Common syntax errors:

#![allow(unused)]
fn main() {
// Wrong: debtmap: ignore (space after colon)
// Right: debtmap:ignore

// Wrong: debtmap:ignore[Complexity] (capital C)
// Right: debtmap:ignore[complexity]
}

Check placement:

#![allow(unused)]
fn main() {
// Wrong: comment after code
fn function() { } // debtmap:ignore

// Right: comment before code
// debtmap:ignore
fn function() { }
}

Unclosed Block Warning

If you see warnings about unclosed blocks:

#![allow(unused)]
fn main() {
// Problem: Missing ignore-end
// debtmap:ignore-start
fn test_helper() { }
// (Should have debtmap:ignore-end here)

// Solution: Add the closing marker
// debtmap:ignore-start
fn test_helper() { }
// debtmap:ignore-end
}

File Still Being Analyzed

If a file in your ignore patterns is still being analyzed:

  1. Check if you’re analyzing the specific file directly (bypasses ignore patterns)
  2. Verify the glob pattern matches the file path
  3. Check for typos in the pattern
  4. Test the pattern in isolation

Test pattern with find:

find . -path "tests/**/*" -type f

Use double asterisk for subdirectories:

# Wrong: "tests/*" (only direct children)
# Right: "tests/**/*" (all descendants)

Check relative paths:

# Patterns are relative to project root
patterns = [
    "src/legacy/**",  # ✓ Correct
    "/src/legacy/**", # ✗ Wrong (absolute path)
]

Function Suppression Not Working

Function-level exclusions by name pattern are not yet implemented.

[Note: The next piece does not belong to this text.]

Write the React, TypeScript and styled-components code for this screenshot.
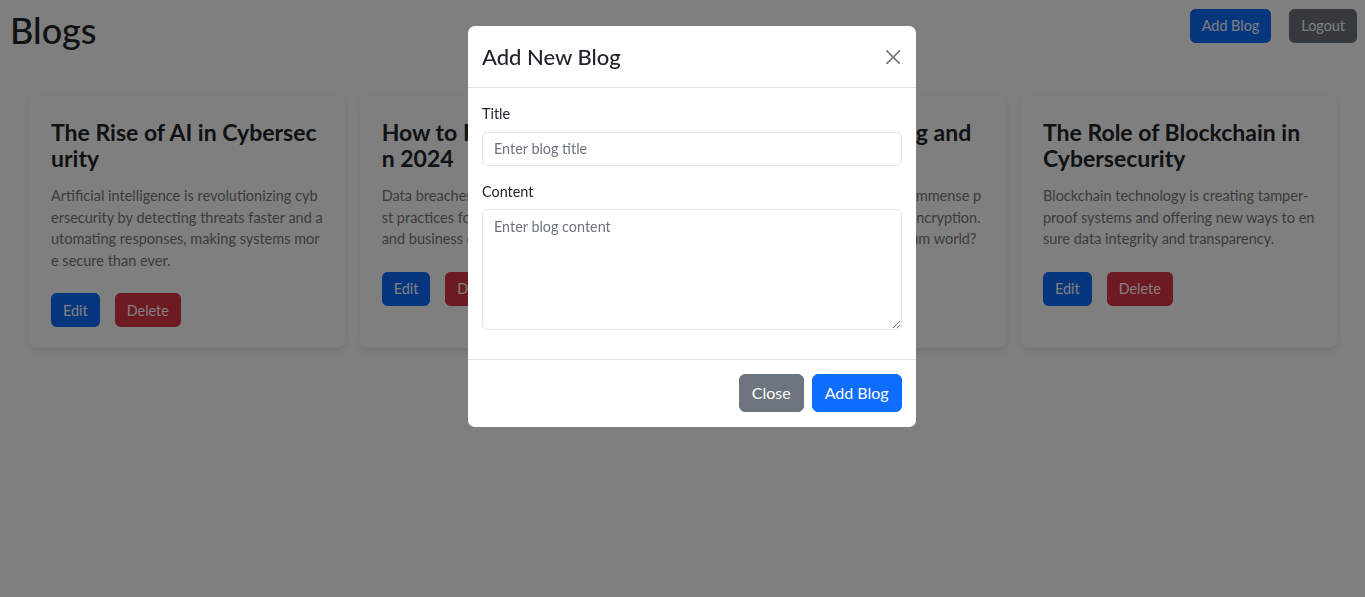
import React from "react";
import styled, { createGlobalStyle } from "styled-components";

const GlobalStyle = createGlobalStyle`
  html, body { margin: 0; padding: 0; background: #fff; }
  body {
    font-family: Lato, "Liberation Sans", sans-serif;
    color: #212529;
    font-size: 14.4px;
    line-height: 1.5;
    overflow: hidden;
  }
  * { box-sizing: border-box; }
`;

const Page = styled.div`
  min-height: 597px;
`;

const Header = styled.header`
  display: flex;
  justify-content: space-between;
  align-items: flex-start;
  padding: 9px 8px 0 10px;
`;

const PageTitle = styled.h1`
  margin: 0;
  font-size: 36px;
  font-weight: 500;
  line-height: 43px;
`;

const Actions = styled.div`
  display: flex;
  gap: 18px;
`;

const palette = {
  primary: "#0d6efd",
  secondary: "#6c757d",
  danger: "#dc3545",
};

type Variant = keyof typeof palette;

const Button = styled.button<{ $variant: Variant; $size?: "sm" | "md" }>`
  font-family: inherit;
  font-weight: 400;
  color: #fff;
  background: ${(p) => palette[p.$variant]};
  border: 1px solid ${(p) => palette[p.$variant]};
  border-radius: ${(p) => (p.$size === "md" ? "6px" : "5.4px")};
  font-size: ${(p) => (p.$size === "md" ? "16px" : "14.4px")};
  line-height: ${(p) => (p.$size === "md" ? "24px" : "21.6px")};
  padding: ${(p) => (p.$size === "md" ? "6px 12px" : "5.2px 11px")};
  cursor: pointer;
`;

const Grid = styled.main`
  display: grid;
  grid-template-columns: repeat(4, 1fr);
  column-gap: 14.67px;
  padding: 0 28px 0 29px;
  margin-top: 44px;
`;

const Card = styled.article`
  background: #fff;
  border-radius: 8px;
  box-shadow: 0 3px 8px rgba(0, 0, 0, 0.1);
  padding: 23px 22px 21px;
  word-break: break-all;
`;

const CardTitle = styled.h2`
  margin: 0 0 14px;
  font-size: 23px;
  font-weight: 700;
  line-height: 26px;
`;

const CardText = styled.p`
  margin: 0 0 22px;
  color: #777;
  font-size: 14.5px;
  line-height: 21.6px;
`;

const CardActions = styled.div`
  display: flex;
  gap: 15px;
`;

const Backdrop = styled.div`
  position: fixed;
  inset: 0;
  background: rgba(0, 0, 0, 0.5);
`;

const ModalLayer = styled.div`
  position: fixed;
  inset: 0;
  display: flex;
  justify-content: center;
  align-items: flex-start;
  padding: 26px 0 0 19px;
`;

const Modal = styled.div`
  width: 448px;
  background: #fff;
  border-radius: 7px;
  overflow: hidden;
`;

const ModalHeader = styled.div`
  display: flex;
  align-items: center;
  justify-content: space-between;
  padding: 15px 14px 14px 14px;
  border-bottom: 1px solid #dee2e6;
`;

const ModalTitle = styled.h5`
  margin: 0;
  font-size: 22px;
  font-weight: 500;
  line-height: 32px;
`;

const CloseX = styled.button`
  display: flex;
  align-items: center;
  justify-content: center;
  width: 16px;
  height: 16px;
  padding: 0;
  margin-right: 1px;
  border: 0;
  background: transparent;
  color: #000;
  opacity: 0.5;
  cursor: pointer;
`;

const ModalBody = styled.div`
  padding: 15px 14.4px 14.4px 14px;
`;

const Field = styled.div`
  margin-bottom: 14.4px;
`;

const Label = styled.label`
  display: block;
  margin-bottom: 7.2px;
  font-size: 14.4px;
  line-height: 21.6px;
`;

const inputBase = `
  display: block;
  width: 100%;
  font-family: inherit;
  font-size: 14.4px;
  line-height: 21.6px;
  color: #212529;
  background: #fff;
  border: 1px solid #dee2e6;
  border-radius: 5.4px;
  padding: 5.4px 11px;
  &::placeholder { color: #6c757d; opacity: 1; }
`;

const TextInput = styled.input`
  ${inputBase}
`;

const TextArea = styled.textarea`
  ${inputBase}
  resize: vertical;
`;

const ModalFooter = styled.div`
  display: flex;
  justify-content: flex-end;
  gap: 8px;
  padding: 14.4px;
  border-top: 1px solid #dee2e6;
`;

const blogs = [
  {
    title: "The Rise of AI in Cybersecurity",
    text: "Artificial intelligence is revolutionizing cybersecurity by detecting threats faster and automating responses, making systems more secure than ever.",
  },
  {
    title: "How to Protect Our Data in 2024",
    text: "Data breaches are increasing. Learn the best practices for safeguarding your personal and business data.",
  },
  {
    title: "Quantum Computing and Cybersecurity",
    text: "Quantum computing holds real immense potential yet it threatens classic encryption. How do we prepare for a quantum world?",
  },
  {
    title: "The Role of Blockchain in Cybersecurity",
    text: "Blockchain technology is creating tamper-proof systems and offering new ways to ensure data integrity and transparency.",
  },
];

const XIcon = () => (
  <svg width="14.4" height="14.4" viewBox="0 0 16 16" fill="currentColor" aria-hidden="true">
    <path d="M.293.293a1 1 0 0 1 1.414 0L8 6.586 14.293.293a1 1 0 1 1 1.414 1.414L9.414 8l6.293 6.293a1 1 0 0 1-1.414 1.414L8 9.414l-6.293 6.293a1 1 0 0 1-1.414-1.414L6.586 8 .293 1.707a1 1 0 0 1 0-1.414" />
  </svg>
);

export default function App() {
  return (
    <>
      <GlobalStyle />
      <Page>
        <Header>
          <PageTitle>Blogs</PageTitle>
          <Actions>
            <Button $variant="primary">Add Blog</Button>
            <Button $variant="secondary">Logout</Button>
          </Actions>
        </Header>
        <Grid>
          {blogs.map((b) => (
            <Card key={b.title}>
              <CardTitle>{b.title}</CardTitle>
              <CardText>{b.text}</CardText>
              <CardActions>
                <Button $variant="primary">Edit</Button>
                <Button $variant="danger">Delete</Button>
              </CardActions>
            </Card>
          ))}
        </Grid>
      </Page>
      <Backdrop />
      <ModalLayer>
        <Modal role="dialog" aria-modal="true">
          <ModalHeader>
            <ModalTitle>Add New Blog</ModalTitle>
            <CloseX aria-label="Close">
              <XIcon />
            </CloseX>
          </ModalHeader>
          <ModalBody>
            <Field>
              <Label htmlFor="title">Title</Label>
              <TextInput id="title" placeholder="Enter blog title" />
            </Field>
            <Field>
              <Label htmlFor="content">Content</Label>
              <TextArea id="content" rows={5} placeholder="Enter blog content" />
            </Field>
          </ModalBody>
          <ModalFooter>
            <Button $variant="secondary" $size="md">Close</Button>
            <Button $variant="primary" $size="md">Add Blog</Button>
          </ModalFooter>
        </Modal>
      </ModalLayer>
    </>
  );
}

To suppress specific functions:

  1. Use inline suppressions: // debtmap:ignore before the function
  2. Use block suppressions: // debtmap:ignore-start// debtmap:ignore-end
  3. Exclude entire files using [ignore] patterns if the functions are in dedicated files

Summary

Suppressions help you focus on actionable technical debt:

  • Inline comments: debtmap:ignore, ignore-next-line, ignore-start/end
  • Type-specific: Use [type1,type2] to suppress selectively
  • Reasons: Always use -- reason to document why
  • Config patterns: Use .debtmap.toml for systematic file exclusions
  • Best practices: Use sparingly, prefer specific over broad, review periodically

With proper use of suppressions, your Debtmap reports show only the debt that matters to your team.